One has to dip deep into David’s realm of reality and imagination to understand his visual language and its iconographical interpretations of the story to be able to fathom the realistic rendition of his work. In David’s early works, such as his “A Divine Comedy” and “Modern Beliefs” series, his works would be more fun, witty, and to some extent, whimsical. He used his in-depth knowledge of ethics of genetics to explore the anecdotes of human and societal relations, often humorous and comical, but with satire, serious undertone. David’s visuals took a darker tone in his series of works in “Hybrid Society”, exploring the hybridisation and oxymoron of humanity and society. David sought to rationalise the truth in the society of hybrids; the dichotomy of truths and lies, good and evil, strong and weak in humanity and societal relations, giving penetrating insights, often satirised and dramatic.

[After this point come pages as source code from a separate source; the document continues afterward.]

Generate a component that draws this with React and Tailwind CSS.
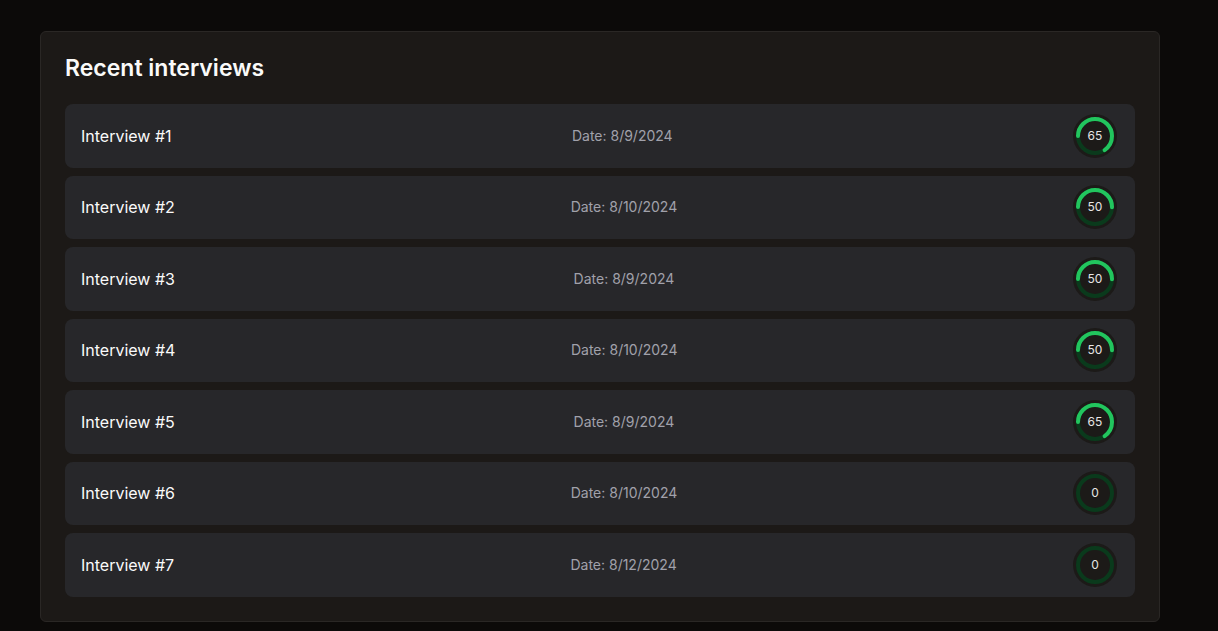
import React from 'react';

const interviews = [
  { id: 1, date: '8/9/2024', score: 65 },
  { id: 2, date: '8/10/2024', score: 50 },
  { id: 3, date: '8/9/2024', score: 50 },
  { id: 4, date: '8/10/2024', score: 50 },
  { id: 5, date: '8/9/2024', score: 65 },
  { id: 6, date: '8/10/2024', score: 0 },
  { id: 7, date: '8/12/2024', score: 0 },
];

function ScoreRing({ score }) {
  const r = 17;
  const c = 2 * Math.PI * r;
  return (
    <div className="relative mr-0.5 w-[44px] h-[44px] rounded-full bg-[#1c1a18] flex items-center justify-center">
      <svg width="44" height="44" viewBox="0 0 44 44" className="absolute inset-0 rotate-180">
        <circle cx="22" cy="22" r={r} fill="none" stroke="#0a3a1c" strokeWidth="4" />
        {score > 0 && (
          <circle
            cx="22"
            cy="22"
            r={r}
            fill="none"
            stroke="#22c55e"
            strokeWidth="4"
            strokeLinecap="round"
            strokeDasharray={c}
            strokeDashoffset={c * (1 - score / 100)}
          />
        )}
      </svg>
      <span className="relative text-[12px] text-[#e7e5e4]">{score}</span>
    </div>
  );
}

export default function App() {
  return (
    <div className="min-h-screen bg-[#0c0a09] pt-[31px] px-10 font-['Inter',sans-serif]">
      <div className="w-[1120px] rounded-md border border-[#2a2725] bg-[#1c1917] p-6">
        <h2 className="text-[23px] leading-6 font-semibold text-[#fafaf9] mb-6">Recent interviews</h2>
        <div className="flex flex-col gap-2">
          {interviews.map((it) => (
            <div
              key={it.id}
              className="h-[63.5px] rounded-lg bg-[#27272a] px-4 flex items-center justify-between"
            >
              <span className="text-base text-[#fafafa]">Interview #{it.id}</span>
              <span className="text-sm text-[#a1a1aa]">Date: {it.date}</span>
              <ScoreRing score={it.score} />
            </div>
          ))}
        </div>
      </div>
    </div>
  );
}
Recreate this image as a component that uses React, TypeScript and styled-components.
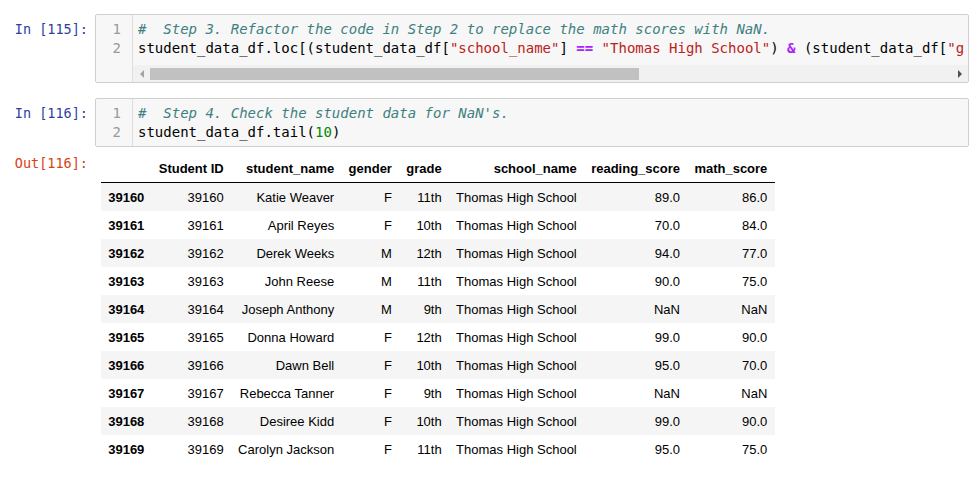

David’s body of work is not just comprised of two-dimensional works; he is very skilled and commendable in the school of sculpture. His obsession with perfection and detail showed vividly in his majestic pair of deeply imaginative and visually impactful sculptures, “Chimerative and Centauree”. David’s hybrid take of these mythological creatures embodied the theme and ideology with literary and biblical complexities altogether, showing how ancient masculinist and femininity theories can be discoursed and re-interpreted in today’s contemporary urban environment.
“The Grey Gap” is a collection of David’s random thoughts and ramblings. An exploration into the edges and gaps of his realization and fascinations, a look at the seeds that have unravelled, and his search for rationality and equilibrium in his works in comprehending human existence and nature. David is a true storyteller, sitting on the fence, watching the world.